"""
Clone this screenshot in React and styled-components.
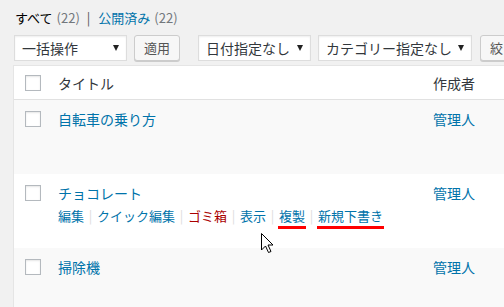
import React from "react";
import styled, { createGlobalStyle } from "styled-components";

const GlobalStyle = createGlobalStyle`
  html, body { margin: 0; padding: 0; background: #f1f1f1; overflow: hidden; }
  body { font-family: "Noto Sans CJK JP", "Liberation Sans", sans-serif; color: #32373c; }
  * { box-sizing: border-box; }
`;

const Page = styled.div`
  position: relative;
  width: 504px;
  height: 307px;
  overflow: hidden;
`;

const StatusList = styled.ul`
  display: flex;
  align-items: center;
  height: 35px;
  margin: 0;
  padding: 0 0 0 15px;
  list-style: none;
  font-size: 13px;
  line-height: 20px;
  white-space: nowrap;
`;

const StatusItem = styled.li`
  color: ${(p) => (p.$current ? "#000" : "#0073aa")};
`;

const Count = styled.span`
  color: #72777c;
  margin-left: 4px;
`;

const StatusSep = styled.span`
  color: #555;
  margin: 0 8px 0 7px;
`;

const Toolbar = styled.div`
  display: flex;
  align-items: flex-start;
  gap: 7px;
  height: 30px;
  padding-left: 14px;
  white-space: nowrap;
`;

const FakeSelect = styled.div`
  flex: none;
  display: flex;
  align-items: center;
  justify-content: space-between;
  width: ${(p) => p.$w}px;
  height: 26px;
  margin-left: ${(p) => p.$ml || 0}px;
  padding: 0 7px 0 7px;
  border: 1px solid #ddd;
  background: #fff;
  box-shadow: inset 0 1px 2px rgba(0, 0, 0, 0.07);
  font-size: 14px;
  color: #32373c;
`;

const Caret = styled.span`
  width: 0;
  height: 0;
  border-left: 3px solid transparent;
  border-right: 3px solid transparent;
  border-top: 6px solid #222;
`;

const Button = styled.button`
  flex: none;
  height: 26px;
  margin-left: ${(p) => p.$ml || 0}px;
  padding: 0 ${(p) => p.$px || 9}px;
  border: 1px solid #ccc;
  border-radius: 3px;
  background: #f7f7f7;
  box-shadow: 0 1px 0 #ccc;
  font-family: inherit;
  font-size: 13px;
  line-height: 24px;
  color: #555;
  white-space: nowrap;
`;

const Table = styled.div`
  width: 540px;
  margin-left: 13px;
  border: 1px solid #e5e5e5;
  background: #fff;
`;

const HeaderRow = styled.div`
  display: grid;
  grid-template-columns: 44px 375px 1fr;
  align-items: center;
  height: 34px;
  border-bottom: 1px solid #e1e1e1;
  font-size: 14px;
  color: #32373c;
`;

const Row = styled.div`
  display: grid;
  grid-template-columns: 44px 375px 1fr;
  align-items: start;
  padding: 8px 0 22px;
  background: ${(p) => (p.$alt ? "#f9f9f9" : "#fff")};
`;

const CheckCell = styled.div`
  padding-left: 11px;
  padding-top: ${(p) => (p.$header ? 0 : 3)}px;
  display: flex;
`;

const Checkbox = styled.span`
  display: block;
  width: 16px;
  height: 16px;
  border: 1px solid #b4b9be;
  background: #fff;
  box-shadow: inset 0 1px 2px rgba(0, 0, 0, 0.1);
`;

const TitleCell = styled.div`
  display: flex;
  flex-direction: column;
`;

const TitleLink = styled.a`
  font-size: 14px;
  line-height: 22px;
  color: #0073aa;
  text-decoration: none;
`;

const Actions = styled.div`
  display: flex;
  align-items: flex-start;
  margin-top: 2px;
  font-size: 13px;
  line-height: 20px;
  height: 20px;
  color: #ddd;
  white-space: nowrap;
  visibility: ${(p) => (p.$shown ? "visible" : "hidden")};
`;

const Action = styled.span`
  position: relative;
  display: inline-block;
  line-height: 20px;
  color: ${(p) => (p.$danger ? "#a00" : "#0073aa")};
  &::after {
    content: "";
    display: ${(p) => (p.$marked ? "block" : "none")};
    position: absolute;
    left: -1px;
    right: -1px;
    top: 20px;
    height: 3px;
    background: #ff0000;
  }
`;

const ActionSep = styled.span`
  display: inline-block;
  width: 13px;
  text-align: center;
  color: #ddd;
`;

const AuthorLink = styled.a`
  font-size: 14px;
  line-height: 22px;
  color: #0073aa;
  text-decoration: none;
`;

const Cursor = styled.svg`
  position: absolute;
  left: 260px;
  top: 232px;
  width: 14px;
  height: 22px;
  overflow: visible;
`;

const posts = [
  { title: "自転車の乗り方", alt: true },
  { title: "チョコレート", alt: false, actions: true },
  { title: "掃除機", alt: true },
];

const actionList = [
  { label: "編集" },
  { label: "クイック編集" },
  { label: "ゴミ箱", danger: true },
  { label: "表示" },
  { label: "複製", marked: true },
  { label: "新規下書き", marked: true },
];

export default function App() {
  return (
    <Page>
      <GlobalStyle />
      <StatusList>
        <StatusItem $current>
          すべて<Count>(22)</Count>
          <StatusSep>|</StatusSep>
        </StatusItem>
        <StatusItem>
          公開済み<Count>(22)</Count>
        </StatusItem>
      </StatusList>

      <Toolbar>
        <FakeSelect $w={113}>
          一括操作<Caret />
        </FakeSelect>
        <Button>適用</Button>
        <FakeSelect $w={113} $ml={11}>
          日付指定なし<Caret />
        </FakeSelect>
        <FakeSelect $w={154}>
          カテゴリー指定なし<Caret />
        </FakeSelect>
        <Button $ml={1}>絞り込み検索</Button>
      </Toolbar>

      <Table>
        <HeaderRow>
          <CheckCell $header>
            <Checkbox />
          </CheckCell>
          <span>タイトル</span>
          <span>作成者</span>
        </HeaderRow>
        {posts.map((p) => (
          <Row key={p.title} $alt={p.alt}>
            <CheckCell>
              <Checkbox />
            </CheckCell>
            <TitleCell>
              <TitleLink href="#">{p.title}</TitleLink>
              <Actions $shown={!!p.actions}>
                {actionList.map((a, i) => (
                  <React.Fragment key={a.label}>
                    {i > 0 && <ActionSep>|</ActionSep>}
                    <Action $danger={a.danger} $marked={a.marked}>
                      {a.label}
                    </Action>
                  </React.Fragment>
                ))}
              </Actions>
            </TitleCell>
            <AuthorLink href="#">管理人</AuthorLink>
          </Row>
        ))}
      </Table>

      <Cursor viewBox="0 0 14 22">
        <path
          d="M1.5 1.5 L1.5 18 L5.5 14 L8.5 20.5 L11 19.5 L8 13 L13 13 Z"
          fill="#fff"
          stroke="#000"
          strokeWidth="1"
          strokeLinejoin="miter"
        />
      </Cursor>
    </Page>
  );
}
"""
§ **THE TASK**:
Each line of the material must be retyped exactly, except that images are omitted.

§ **CORRECT ANSWER**:
Clone this screenshot in React and styled-components.
import React from "react";
import styled, { createGlobalStyle } from "styled-components";

const GlobalStyle = createGlobalStyle`
  html, body { margin: 0; padding: 0; background: #f1f1f1; overflow: hidden; }
  body { font-family: "Noto Sans CJK JP", "Liberation Sans", sans-serif; color: #32373c; }
  * { box-sizing: border-box; }
`;

const Page = styled.div`
  position: relative;
  width: 504px;
  height: 307px;
  overflow: hidden;
`;

const StatusList = styled.ul`
  display: flex;
  align-items: center;
  height: 35px;
  margin: 0;
  padding: 0 0 0 15px;
  list-style: none;
  font-size: 13px;
  line-height: 20px;
  white-space: nowrap;
`;

const StatusItem = styled.li`
  color: ${(p) => (p.$current ? "#000" : "#0073aa")};
`;

const Count = styled.span`
  color: #72777c;
  margin-left: 4px;
`;

const StatusSep = styled.span`
  color: #555;
  margin: 0 8px 0 7px;
`;

const Toolbar = styled.div`
  display: flex;
  align-items: flex-start;
  gap: 7px;
  height: 30px;
  padding-left: 14px;
  white-space: nowrap;
`;

const FakeSelect = styled.div`
  flex: none;
  display: flex;
  align-items: center;
  justify-content: space-between;
  width: ${(p) => p.$w}px;
  height: 26px;
  margin-left: ${(p) => p.$ml || 0}px;
  padding: 0 7px 0 7px;
  border: 1px solid #ddd;
  background: #fff;
  box-shadow: inset 0 1px 2px rgba(0, 0, 0, 0.07);
  font-size: 14px;
  color: #32373c;
`;

const Caret = styled.span`
  width: 0;
  height: 0;
  border-left: 3px solid transparent;
  border-right: 3px solid transparent;
  border-top: 6px solid #222;
`;

const Button = styled.button`
  flex: none;
  height: 26px;
  margin-left: ${(p) => p.$ml || 0}px;
  padding: 0 ${(p) => p.$px || 9}px;
  border: 1px solid #ccc;
  border-radius: 3px;
  background: #f7f7f7;
  box-shadow: 0 1px 0 #ccc;
  font-family: inherit;
  font-size: 13px;
  line-height: 24px;
  color: #555;
  white-space: nowrap;
`;

const Table = styled.div`
  width: 540px;
  margin-left: 13px;
  border: 1px solid #e5e5e5;
  background: #fff;
`;

const HeaderRow = styled.div`
  display: grid;
  grid-template-columns: 44px 375px 1fr;
  align-items: center;
  height: 34px;
  border-bottom: 1px solid #e1e1e1;
  font-size: 14px;
  color: #32373c;
`;

const Row = styled.div`
  display: grid;
  grid-template-columns: 44px 375px 1fr;
  align-items: start;
  padding: 8px 0 22px;
  background: ${(p) => (p.$alt ? "#f9f9f9" : "#fff")};
`;

const CheckCell = styled.div`
  padding-left: 11px;
  padding-top: ${(p) => (p.$header ? 0 : 3)}px;
  display: flex;
`;

const Checkbox = styled.span`
  display: block;
  width: 16px;
  height: 16px;
  border: 1px solid #b4b9be;
  background: #fff;
  box-shadow: inset 0 1px 2px rgba(0, 0, 0, 0.1);
`;

const TitleCell = styled.div`
  display: flex;
  flex-direction: column;
`;

const TitleLink = styled.a`
  font-size: 14px;
  line-height: 22px;
  color: #0073aa;
  text-decoration: none;
`;

const Actions = styled.div`
  display: flex;
  align-items: flex-start;
  margin-top: 2px;
  font-size: 13px;
  line-height: 20px;
  height: 20px;
  color: #ddd;
  white-space: nowrap;
  visibility: ${(p) => (p.$shown ? "visible" : "hidden")};
`;

const Action = styled.span`
  position: relative;
  display: inline-block;
  line-height: 20px;
  color: ${(p) => (p.$danger ? "#a00" : "#0073aa")};
  &::after {
    content: "";
    display: ${(p) => (p.$marked ? "block" : "none")};
    position: absolute;
    left: -1px;
    right: -1px;
    top: 20px;
    height: 3px;
    background: #ff0000;
  }
`;

const ActionSep = styled.span`
  display: inline-block;
  width: 13px;
  text-align: center;
  color: #ddd;
`;

const AuthorLink = styled.a`
  font-size: 14px;
  line-height: 22px;
  color: #0073aa;
  text-decoration: none;
`;

const Cursor = styled.svg`
  position: absolute;
  left: 260px;
  top: 232px;
  width: 14px;
  height: 22px;
  overflow: visible;
`;

const posts = [
  { title: "自転車の乗り方", alt: true },
  { title: "チョコレート", alt: false, actions: true },
  { title: "掃除機", alt: true },
];

const actionList = [
  { label: "編集" },
  { label: "クイック編集" },
  { label: "ゴミ箱", danger: true },
  { label: "表示" },
  { label: "複製", marked: true },
  { label: "新規下書き", marked: true },
];

export default function App() {
  return (
    <Page>
      <GlobalStyle />
      <StatusList>
        <StatusItem $current>
          すべて<Count>(22)</Count>
          <StatusSep>|</StatusSep>
        </StatusItem>
        <StatusItem>
          公開済み<Count>(22)</Count>
        </StatusItem>
      </StatusList>

      <Toolbar>
        <FakeSelect $w={113}>
          一括操作<Caret />
        </FakeSelect>
        <Button>適用</Button>
        <FakeSelect $w={113} $ml={11}>
          日付指定なし<Caret />
        </FakeSelect>
        <FakeSelect $w={154}>
          カテゴリー指定なし<Caret />
        </FakeSelect>
        <Button $ml={1}>絞り込み検索</Button>
      </Toolbar>

      <Table>
        <HeaderRow>
          <CheckCell $header>
            <Checkbox />
          </CheckCell>
          <span>タイトル</span>
          <span>作成者</span>
        </HeaderRow>
        {posts.map((p) => (
          <Row key={p.title} $alt={p.alt}>
            <CheckCell>
              <Checkbox />
            </CheckCell>
            <TitleCell>
              <TitleLink href="#">{p.title}</TitleLink>
              <Actions $shown={!!p.actions}>
                {actionList.map((a, i) => (
                  <React.Fragment key={a.label}>
                    {i > 0 && <ActionSep>|</ActionSep>}
                    <Action $danger={a.danger} $marked={a.marked}>
                      {a.label}
                    </Action>
                  </React.Fragment>
                ))}
              </Actions>
            </TitleCell>
            <AuthorLink href="#">管理人</AuthorLink>
          </Row>
        ))}
      </Table>

      <Cursor viewBox="0 0 14 22">
        <path
          d="M1.5 1.5 L1.5 18 L5.5 14 L8.5 20.5 L11 19.5 L8 13 L13 13 Z"
          fill="#fff"
          stroke="#000"
          strokeWidth="1"
          strokeLinejoin="miter"
        />
      </Cursor>
    </Page>
  );
}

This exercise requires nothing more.